[START Data section]

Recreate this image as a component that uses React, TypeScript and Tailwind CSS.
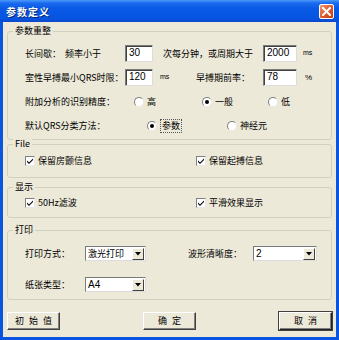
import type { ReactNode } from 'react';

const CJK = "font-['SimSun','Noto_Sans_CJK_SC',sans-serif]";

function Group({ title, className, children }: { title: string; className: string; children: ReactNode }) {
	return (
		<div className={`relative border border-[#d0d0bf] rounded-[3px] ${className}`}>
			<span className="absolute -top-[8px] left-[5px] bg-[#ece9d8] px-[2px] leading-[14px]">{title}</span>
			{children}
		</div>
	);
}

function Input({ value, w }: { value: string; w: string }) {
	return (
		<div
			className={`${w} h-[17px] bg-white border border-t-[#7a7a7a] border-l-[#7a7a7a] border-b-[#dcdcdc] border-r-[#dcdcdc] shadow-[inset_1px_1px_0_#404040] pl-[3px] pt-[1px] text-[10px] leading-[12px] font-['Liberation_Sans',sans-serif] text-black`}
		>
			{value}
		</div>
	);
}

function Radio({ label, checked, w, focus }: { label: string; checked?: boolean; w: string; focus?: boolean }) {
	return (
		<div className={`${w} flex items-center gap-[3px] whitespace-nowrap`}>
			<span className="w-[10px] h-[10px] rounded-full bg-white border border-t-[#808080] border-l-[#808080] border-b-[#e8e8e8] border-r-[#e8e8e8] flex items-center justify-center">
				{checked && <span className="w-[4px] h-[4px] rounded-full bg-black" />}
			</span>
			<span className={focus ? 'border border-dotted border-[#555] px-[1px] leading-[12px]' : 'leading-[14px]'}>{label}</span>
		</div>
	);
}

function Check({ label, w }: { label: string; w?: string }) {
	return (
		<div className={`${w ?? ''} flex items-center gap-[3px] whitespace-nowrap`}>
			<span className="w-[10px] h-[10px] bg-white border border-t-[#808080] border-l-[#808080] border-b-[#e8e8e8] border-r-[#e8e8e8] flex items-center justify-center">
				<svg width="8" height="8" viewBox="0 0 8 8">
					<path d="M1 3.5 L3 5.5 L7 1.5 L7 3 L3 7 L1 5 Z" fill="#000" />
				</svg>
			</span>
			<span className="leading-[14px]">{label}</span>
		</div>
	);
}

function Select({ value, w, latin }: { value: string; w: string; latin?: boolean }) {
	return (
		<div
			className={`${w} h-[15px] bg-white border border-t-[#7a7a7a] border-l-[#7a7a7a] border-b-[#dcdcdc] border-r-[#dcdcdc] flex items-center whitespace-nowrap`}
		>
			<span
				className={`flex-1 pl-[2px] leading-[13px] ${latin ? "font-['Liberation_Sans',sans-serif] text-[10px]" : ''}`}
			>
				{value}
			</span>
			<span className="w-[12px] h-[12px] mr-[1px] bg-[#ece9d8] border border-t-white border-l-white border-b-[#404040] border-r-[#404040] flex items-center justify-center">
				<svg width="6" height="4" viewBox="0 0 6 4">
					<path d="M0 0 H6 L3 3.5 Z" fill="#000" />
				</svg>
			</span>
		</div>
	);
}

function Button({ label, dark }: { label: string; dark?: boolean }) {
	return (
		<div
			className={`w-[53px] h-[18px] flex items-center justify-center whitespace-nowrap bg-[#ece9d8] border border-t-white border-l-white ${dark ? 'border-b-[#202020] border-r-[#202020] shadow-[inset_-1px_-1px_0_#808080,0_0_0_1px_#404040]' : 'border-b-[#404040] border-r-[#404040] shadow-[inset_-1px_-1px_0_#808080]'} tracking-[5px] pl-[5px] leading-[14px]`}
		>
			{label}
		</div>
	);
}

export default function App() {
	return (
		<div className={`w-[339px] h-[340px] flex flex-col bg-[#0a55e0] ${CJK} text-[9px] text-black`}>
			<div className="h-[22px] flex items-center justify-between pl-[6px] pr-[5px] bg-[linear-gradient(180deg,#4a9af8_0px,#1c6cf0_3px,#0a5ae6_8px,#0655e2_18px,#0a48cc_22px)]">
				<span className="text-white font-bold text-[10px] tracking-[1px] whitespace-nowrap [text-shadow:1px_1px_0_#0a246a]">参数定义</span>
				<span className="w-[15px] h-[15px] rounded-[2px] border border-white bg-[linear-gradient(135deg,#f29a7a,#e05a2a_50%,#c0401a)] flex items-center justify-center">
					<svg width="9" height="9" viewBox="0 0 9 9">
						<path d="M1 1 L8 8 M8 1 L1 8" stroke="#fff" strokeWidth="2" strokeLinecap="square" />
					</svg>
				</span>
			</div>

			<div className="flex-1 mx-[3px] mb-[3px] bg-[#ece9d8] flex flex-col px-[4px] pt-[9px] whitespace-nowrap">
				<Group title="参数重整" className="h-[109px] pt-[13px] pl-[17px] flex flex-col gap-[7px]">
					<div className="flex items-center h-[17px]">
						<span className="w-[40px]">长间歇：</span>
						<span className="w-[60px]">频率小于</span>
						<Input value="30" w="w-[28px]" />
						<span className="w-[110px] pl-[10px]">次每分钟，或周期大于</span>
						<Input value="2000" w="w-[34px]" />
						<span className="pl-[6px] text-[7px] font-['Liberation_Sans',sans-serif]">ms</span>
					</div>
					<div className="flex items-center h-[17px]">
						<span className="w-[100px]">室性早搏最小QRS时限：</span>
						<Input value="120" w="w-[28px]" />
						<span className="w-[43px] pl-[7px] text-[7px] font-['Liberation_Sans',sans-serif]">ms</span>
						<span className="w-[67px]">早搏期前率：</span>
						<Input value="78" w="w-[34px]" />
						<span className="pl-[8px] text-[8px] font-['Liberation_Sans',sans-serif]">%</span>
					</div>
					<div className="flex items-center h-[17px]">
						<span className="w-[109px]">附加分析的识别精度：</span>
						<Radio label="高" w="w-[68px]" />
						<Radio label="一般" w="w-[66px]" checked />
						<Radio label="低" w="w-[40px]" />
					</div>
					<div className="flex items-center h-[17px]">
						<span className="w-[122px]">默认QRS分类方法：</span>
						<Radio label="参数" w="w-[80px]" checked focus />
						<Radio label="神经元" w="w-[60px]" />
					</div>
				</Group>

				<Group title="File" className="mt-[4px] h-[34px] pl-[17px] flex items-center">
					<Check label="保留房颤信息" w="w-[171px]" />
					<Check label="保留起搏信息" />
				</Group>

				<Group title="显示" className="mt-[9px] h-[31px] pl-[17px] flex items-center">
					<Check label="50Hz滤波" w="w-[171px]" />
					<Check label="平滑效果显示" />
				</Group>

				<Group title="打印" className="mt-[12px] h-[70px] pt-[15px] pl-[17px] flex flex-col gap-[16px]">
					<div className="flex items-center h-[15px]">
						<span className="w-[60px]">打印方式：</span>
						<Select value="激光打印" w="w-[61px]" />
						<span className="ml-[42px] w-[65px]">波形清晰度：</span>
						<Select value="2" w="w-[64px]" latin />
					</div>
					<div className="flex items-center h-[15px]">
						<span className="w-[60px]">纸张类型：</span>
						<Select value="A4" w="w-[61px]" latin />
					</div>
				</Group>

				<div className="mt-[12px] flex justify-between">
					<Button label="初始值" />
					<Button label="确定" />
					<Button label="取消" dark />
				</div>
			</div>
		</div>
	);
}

[END Data section]

What the task asks: Set down the material exactly, every line of it, except for the pictures.

Final result:
Recreate this image as a component that uses React, TypeScript and Tailwind CSS.
import type { ReactNode } from 'react';

const CJK = "font-['SimSun','Noto_Sans_CJK_SC',sans-serif]";

function Group({ title, className, children }: { title: string; className: string; children: ReactNode }) {
	return (
		<div className={`relative border border-[#d0d0bf] rounded-[3px] ${className}`}>
			<span className="absolute -top-[8px] left-[5px] bg-[#ece9d8] px-[2px] leading-[14px]">{title}</span>
			{children}
		</div>
	);
}

function Input({ value, w }: { value: string; w: string }) {
	return (
		<div
			className={`${w} h-[17px] bg-white border border-t-[#7a7a7a] border-l-[#7a7a7a] border-b-[#dcdcdc] border-r-[#dcdcdc] shadow-[inset_1px_1px_0_#404040] pl-[3px] pt-[1px] text-[10px] leading-[12px] font-['Liberation_Sans',sans-serif] text-black`}
		>
			{value}
		</div>
	);
}

function Radio({ label, checked, w, focus }: { label: string; checked?: boolean; w: string; focus?: boolean }) {
	return (
		<div className={`${w} flex items-center gap-[3px] whitespace-nowrap`}>
			<span className="w-[10px] h-[10px] rounded-full bg-white border border-t-[#808080] border-l-[#808080] border-b-[#e8e8e8] border-r-[#e8e8e8] flex items-center justify-center">
				{checked && <span className="w-[4px] h-[4px] rounded-full bg-black" />}
			</span>
			<span className={focus ? 'border border-dotted border-[#555] px-[1px] leading-[12px]' : 'leading-[14px]'}>{label}</span>
		</div>
	);
}

function Check({ label, w }: { label: string; w?: string }) {
	return (
		<div className={`${w ?? ''} flex items-center gap-[3px] whitespace-nowrap`}>
			<span className="w-[10px] h-[10px] bg-white border border-t-[#808080] border-l-[#808080] border-b-[#e8e8e8] border-r-[#e8e8e8] flex items-center justify-center">
				<svg width="8" height="8" viewBox="0 0 8 8">
					<path d="M1 3.5 L3 5.5 L7 1.5 L7 3 L3 7 L1 5 Z" fill="#000" />
				</svg>
			</span>
			<span className="leading-[14px]">{label}</span>
		</div>
	);
}

function Select({ value, w, latin }: { value: string; w: string; latin?: boolean }) {
	return (
		<div
			className={`${w} h-[15px] bg-white border border-t-[#7a7a7a] border-l-[#7a7a7a] border-b-[#dcdcdc] border-r-[#dcdcdc] flex items-center whitespace-nowrap`}
		>
			<span
				className={`flex-1 pl-[2px] leading-[13px] ${latin ? "font-['Liberation_Sans',sans-serif] text-[10px]" : ''}`}
			>
				{value}
			</span>
			<span className="w-[12px] h-[12px] mr-[1px] bg-[#ece9d8] border border-t-white border-l-white border-b-[#404040] border-r-[#404040] flex items-center justify-center">
				<svg width="6" height="4" viewBox="0 0 6 4">
					<path d="M0 0 H6 L3 3.5 Z" fill="#000" />
				</svg>
			</span>
		</div>
	);
}

function Button({ label, dark }: { label: string; dark?: boolean }) {
	return (
		<div
			className={`w-[53px] h-[18px] flex items-center justify-center whitespace-nowrap bg-[#ece9d8] border border-t-white border-l-white ${dark ? 'border-b-[#202020] border-r-[#202020] shadow-[inset_-1px_-1px_0_#808080,0_0_0_1px_#404040]' : 'border-b-[#404040] border-r-[#404040] shadow-[inset_-1px_-1px_0_#808080]'} tracking-[5px] pl-[5px] leading-[14px]`}
		>
			{label}
		</div>
	);
}

export default function App() {
	return (
		<div className={`w-[339px] h-[340px] flex flex-col bg-[#0a55e0] ${CJK} text-[9px] text-black`}>
			<div className="h-[22px] flex items-center justify-between pl-[6px] pr-[5px] bg-[linear-gradient(180deg,#4a9af8_0px,#1c6cf0_3px,#0a5ae6_8px,#0655e2_18px,#0a48cc_22px)]">
				<span className="text-white font-bold text-[10px] tracking-[1px] whitespace-nowrap [text-shadow:1px_1px_0_#0a246a]">参数定义</span>
				<span className="w-[15px] h-[15px] rounded-[2px] border border-white bg-[linear-gradient(135deg,#f29a7a,#e05a2a_50%,#c0401a)] flex items-center justify-center">
					<svg width="9" height="9" viewBox="0 0 9 9">
						<path d="M1 1 L8 8 M8 1 L1 8" stroke="#fff" strokeWidth="2" strokeLinecap="square" />
					</svg>
				</span>
			</div>

			<div className="flex-1 mx-[3px] mb-[3px] bg-[#ece9d8] flex flex-col px-[4px] pt-[9px] whitespace-nowrap">
				<Group title="参数重整" className="h-[109px] pt-[13px] pl-[17px] flex flex-col gap-[7px]">
					<div className="flex items-center h-[17px]">
						<span className="w-[40px]">长间歇：</span>
						<span className="w-[60px]">频率小于</span>
						<Input value="30" w="w-[28px]" />
						<span className="w-[110px] pl-[10px]">次每分钟，或周期大于</span>
						<Input value="2000" w="w-[34px]" />
						<span className="pl-[6px] text-[7px] font-['Liberation_Sans',sans-serif]">ms</span>
					</div>
					<div className="flex items-center h-[17px]">
						<span className="w-[100px]">室性早搏最小QRS时限：</span>
						<Input value="120" w="w-[28px]" />
						<span className="w-[43px] pl-[7px] text-[7px] font-['Liberation_Sans',sans-serif]">ms</span>
						<span className="w-[67px]">早搏期前率：</span>
						<Input value="78" w="w-[34px]" />
						<span className="pl-[8px] text-[8px] font-['Liberation_Sans',sans-serif]">%</span>
					</div>
					<div className="flex items-center h-[17px]">
						<span className="w-[109px]">附加分析的识别精度：</span>
						<Radio label="高" w="w-[68px]" />
						<Radio label="一般" w="w-[66px]" checked />
						<Radio label="低" w="w-[40px]" />
					</div>
					<div className="flex items-center h-[17px]">
						<span className="w-[122px]">默认QRS分类方法：</span>
						<Radio label="参数" w="w-[80px]" checked focus />
						<Radio label="神经元" w="w-[60px]" />
					</div>
				</Group>

				<Group title="File" className="mt-[4px] h-[34px] pl-[17px] flex items-center">
					<Check label="保留房颤信息" w="w-[171px]" />
					<Check label="保留起搏信息" />
				</Group>

				<Group title="显示" className="mt-[9px] h-[31px] pl-[17px] flex items-center">
					<Check label="50Hz滤波" w="w-[171px]" />
					<Check label="平滑效果显示" />
				</Group>

				<Group title="打印" className="mt-[12px] h-[70px] pt-[15px] pl-[17px] flex flex-col gap-[16px]">
					<div className="flex items-center h-[15px]">
						<span className="w-[60px]">打印方式：</span>
						<Select value="激光打印" w="w-[61px]" />
						<span className="ml-[42px] w-[65px]">波形清晰度：</span>
						<Select value="2" w="w-[64px]" latin />
					</div>
					<div className="flex items-center h-[15px]">
						<span className="w-[60px]">纸张类型：</span>
						<Select value="A4" w="w-[61px]" latin />
					</div>
				</Group>

				<div className="mt-[12px] flex justify-between">
					<Button label="初始值" />
					<Button label="确定" />
					<Button label="取消" dark />
				</div>
			</div>
		</div>
	);
}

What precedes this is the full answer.